▶ Problem to solve
Repeat all the material exactly; pictures stay out of your copy.
— Begin Collected data —
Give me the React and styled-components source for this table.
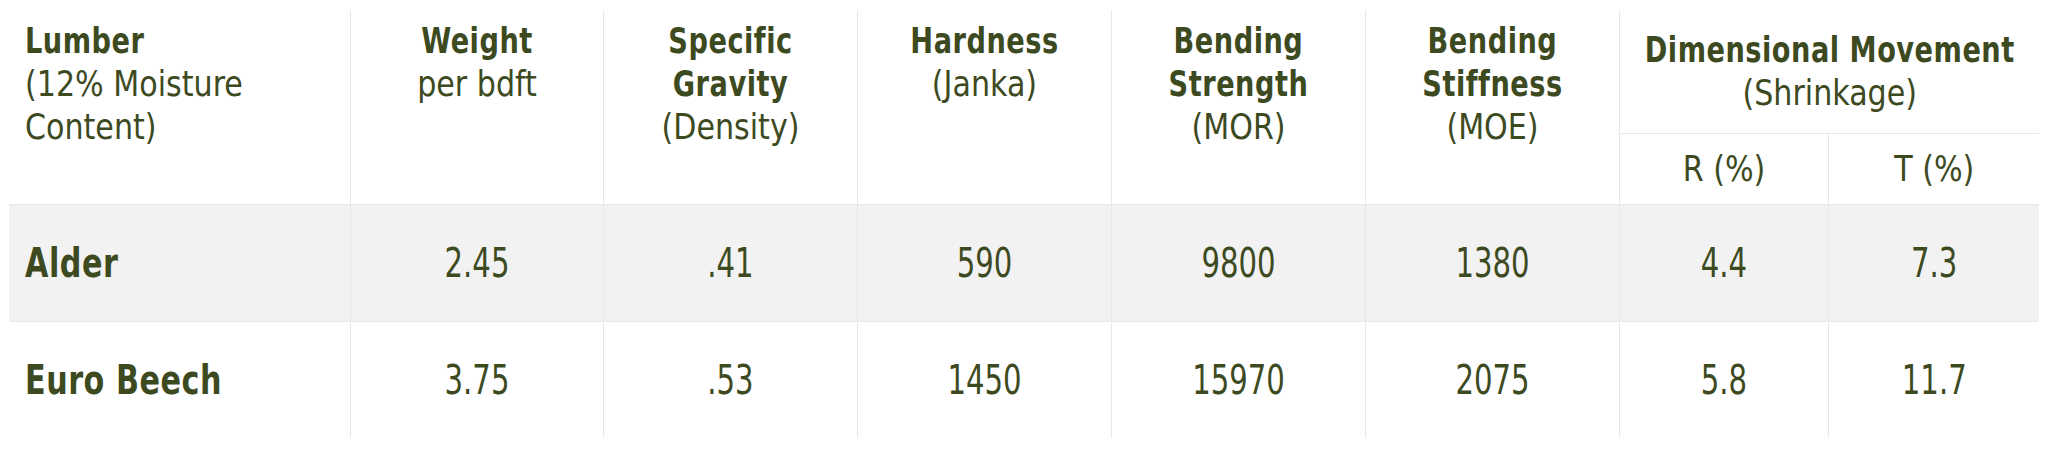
import React from 'react'
import styled, { createGlobalStyle } from 'styled-components'

const GlobalStyle = createGlobalStyle`
  body {
    margin: 0;
    background: #ffffff;
  }
`

const woods = [
    { name: 'Alder', weight: '2.45', gravity: '.41', hardness: '590', mor: '9800', moe: '1380', r: '4.4', t: '7.3' },
    { name: 'Euro Beech', weight: '3.75', gravity: '.53', hardness: '1450', mor: '15970', moe: '2075', r: '5.8', t: '11.7' },
]

// header cells: bold title lines, then the regular sub line
const columns = [
    { title: ['Weight'], sub: 'per bdft' },
    { title: ['Specific', 'Gravity'], sub: '(Density)' },
    { title: ['Hardness'], sub: '(Janka)' },
    { title: ['Bending', 'Strength'], sub: '(MOR)' },
    { title: ['Bending', 'Stiffness'], sub: '(MOE)' },
]

const App = () => {
    return (
        <Page>
            <GlobalStyle />
            <Table>
                <colgroup>
                    <col style={{ width: 341 }} />
                    <col style={{ width: 253 }} />
                    <col style={{ width: 254 }} />
                    <col style={{ width: 254 }} />
                    <col style={{ width: 254 }} />
                    <col style={{ width: 254 }} />
                    <col style={{ width: 209 }} />
                    <col style={{ width: 211 }} />
                </colgroup>
                <thead>
                    <TopRow>
                        <HeadCell rowSpan={2} $left>
                            <Line $left $bold>Lumber</Line>
                            <Line $left>(12% Moisture</Line>
                            <Line $left>Content)</Line>
                        </HeadCell>
                        {columns.map((c) => (
                            <HeadCell rowSpan={2} key={c.sub}>
                                {c.title.map((t) => (
                                    <Line $bold key={t}>{t}</Line>
                                ))}
                                <Line>{c.sub}</Line>
                            </HeadCell>
                        ))}
                        <GroupCell colSpan={2}>
                            <Line $bold>Dimensional Movement</Line>
                            <Line>(Shrinkage)</Line>
                        </GroupCell>
                    </TopRow>
                    <SubRow>
                        <SubCell><Line>R (%)</Line></SubCell>
                        <SubCell><Line>T (%)</Line></SubCell>
                    </SubRow>
                </thead>
                <tbody>
                    {woods.map((w, i) => (
                        <BodyRow key={w.name} $shaded={i % 2 === 0}>
                            <NameCell><Line $left $bold>{w.name}</Line></NameCell>
                            {[w.weight, w.gravity, w.hardness, w.mor, w.moe, w.r, w.t].map((v, j) => (
                                <ValueCell key={j}><Line $scale={0.81}>{v}</Line></ValueCell>
                            ))}
                        </BodyRow>
                    ))}
                </tbody>
            </Table>
        </Page>
    )
}

export default App

const Page = styled.div`
    padding: 10px 9px 0;
    font-family: "DejaVu Sans Condensed", "DejaVu Sans", "Liberation Sans", sans-serif;
    color: #3d4a1f;
`

// the source face is a condensed grotesque; squeeze DejaVu Condensed to its width
const Line = styled.div`
    display: flex;
    justify-content: ${(p) => (p.$left ? 'flex-start' : 'center')};
    white-space: nowrap;
    font-weight: ${(p) => (p.$bold ? 'bold' : 'normal')};
    letter-spacing: ${(p) => (p.$bold ? '0.6px' : '0')};
    transform: scaleX(${(p) => p.$scale || (p.$bold ? 0.84 : 0.93)});
    transform-origin: ${(p) => (p.$left ? 'left center' : 'center center')};
`

const Table = styled.table`
    width: 2030px;
    border-collapse: collapse;
    table-layout: fixed;

    th, td {
        border-left: 1px solid #e8e8e8;
        padding: 0;
    }
    th:first-child, td:first-child {
        border-left: none;
    }
`

const TopRow = styled.tr`
    height: 123px;
`

const SubRow = styled.tr`
    height: 71px;
    border-bottom: 1px solid #e8e8e8;

    th:first-child {
        border-left: 1px solid #e8e8e8 !important;
    }
`

const HeadCell = styled.th`
    vertical-align: top;
    padding: 9px 16px 0 !important;
    font-size: 36px;
    line-height: 43px;
    font-weight: normal;
`

const GroupCell = styled.th`
    vertical-align: middle;
    font-size: 36px;
    line-height: 43px;
    font-weight: normal;
    border-bottom: 1px solid #e8e8e8;
`

const SubCell = styled.th`
    vertical-align: middle;
    font-size: 36px;
    font-weight: normal;
`

const BodyRow = styled.tr`
    height: 117px;
    background: ${(p) => (p.$shaded ? '#f2f2f2' : '#ffffff')};
    border-bottom: ${(p) => (p.$shaded ? '1px solid #e8e8e8' : 'none')};
`

const NameCell = styled.td`
    padding: 0 16px !important;
    font-size: 40px;
    vertical-align: middle;
`

const ValueCell = styled.td`
    font-size: 40px;
    vertical-align: middle;
`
— End Collected data —
▶ Final result
Give me the React and styled-components source for this table.
import React from 'react'
import styled, { createGlobalStyle } from 'styled-components'

const GlobalStyle = createGlobalStyle`
  body {
    margin: 0;
    background: #ffffff;
  }
`

const woods = [
    { name: 'Alder', weight: '2.45', gravity: '.41', hardness: '590', mor: '9800', moe: '1380', r: '4.4', t: '7.3' },
    { name: 'Euro Beech', weight: '3.75', gravity: '.53', hardness: '1450', mor: '15970', moe: '2075', r: '5.8', t: '11.7' },
]

// header cells: bold title lines, then the regular sub line
const columns = [
    { title: ['Weight'], sub: 'per bdft' },
    { title: ['Specific', 'Gravity'], sub: '(Density)' },
    { title: ['Hardness'], sub: '(Janka)' },
    { title: ['Bending', 'Strength'], sub: '(MOR)' },
    { title: ['Bending', 'Stiffness'], sub: '(MOE)' },
]

const App = () => {
    return (
        <Page>
            <GlobalStyle />
            <Table>
                <colgroup>
                    <col style={{ width: 341 }} />
                    <col style={{ width: 253 }} />
                    <col style={{ width: 254 }} />
                    <col style={{ width: 254 }} />
                    <col style={{ width: 254 }} />
                    <col style={{ width: 254 }} />
                    <col style={{ width: 209 }} />
                    <col style={{ width: 211 }} />
                </colgroup>
                <thead>
                    <TopRow>
                        <HeadCell rowSpan={2} $left>
                            <Line $left $bold>Lumber</Line>
                            <Line $left>(12% Moisture</Line>
                            <Line $left>Content)</Line>
                        </HeadCell>
                        {columns.map((c) => (
                            <HeadCell rowSpan={2} key={c.sub}>
                                {c.title.map((t) => (
                                    <Line $bold key={t}>{t}</Line>
                                ))}
                                <Line>{c.sub}</Line>
                            </HeadCell>
                        ))}
                        <GroupCell colSpan={2}>
                            <Line $bold>Dimensional Movement</Line>
                            <Line>(Shrinkage)</Line>
                        </GroupCell>
                    </TopRow>
                    <SubRow>
                        <SubCell><Line>R (%)</Line></SubCell>
                        <SubCell><Line>T (%)</Line></SubCell>
                    </SubRow>
                </thead>
                <tbody>
                    {woods.map((w, i) => (
                        <BodyRow key={w.name} $shaded={i % 2 === 0}>
                            <NameCell><Line $left $bold>{w.name}</Line></NameCell>
                            {[w.weight, w.gravity, w.hardness, w.mor, w.moe, w.r, w.t].map((v, j) => (
                                <ValueCell key={j}><Line $scale={0.81}>{v}</Line></ValueCell>
                            ))}
                        </BodyRow>
                    ))}
                </tbody>
            </Table>
        </Page>
    )
}

export default App

const Page = styled.div`
    padding: 10px 9px 0;
    font-family: "DejaVu Sans Condensed", "DejaVu Sans", "Liberation Sans", sans-serif;
    color: #3d4a1f;
`

// the source face is a condensed grotesque; squeeze DejaVu Condensed to its width
const Line = styled.div`
    display: flex;
    justify-content: ${(p) => (p.$left ? 'flex-start' : 'center')};
    white-space: nowrap;
    font-weight: ${(p) => (p.$bold ? 'bold' : 'normal')};
    letter-spacing: ${(p) => (p.$bold ? '0.6px' : '0')};
    transform: scaleX(${(p) => p.$scale || (p.$bold ? 0.84 : 0.93)});
    transform-origin: ${(p) => (p.$left ? 'left center' : 'center center')};
`

const Table = styled.table`
    width: 2030px;
    border-collapse: collapse;
    table-layout: fixed;

    th, td {
        border-left: 1px solid #e8e8e8;
        padding: 0;
    }
    th:first-child, td:first-child {
        border-left: none;
    }
`

const TopRow = styled.tr`
    height: 123px;
`

const SubRow = styled.tr`
    height: 71px;
    border-bottom: 1px solid #e8e8e8;

    th:first-child {
        border-left: 1px solid #e8e8e8 !important;
    }
`

const HeadCell = styled.th`
    vertical-align: top;
    padding: 9px 16px 0 !important;
    font-size: 36px;
    line-height: 43px;
    font-weight: normal;
`

const GroupCell = styled.th`
    vertical-align: middle;
    font-size: 36px;
    line-height: 43px;
    font-weight: normal;
    border-bottom: 1px solid #e8e8e8;
`

const SubCell = styled.th`
    vertical-align: middle;
    font-size: 36px;
    font-weight: normal;
`

const BodyRow = styled.tr`
    height: 117px;
    background: ${(p) => (p.$shaded ? '#f2f2f2' : '#ffffff')};
    border-bottom: ${(p) => (p.$shaded ? '1px solid #e8e8e8' : 'none')};
`

const NameCell = styled.td`
    padding: 0 16px !important;
    font-size: 40px;
    vertical-align: middle;
`

const ValueCell = styled.td`
    font-size: 40px;
    vertical-align: middle;
`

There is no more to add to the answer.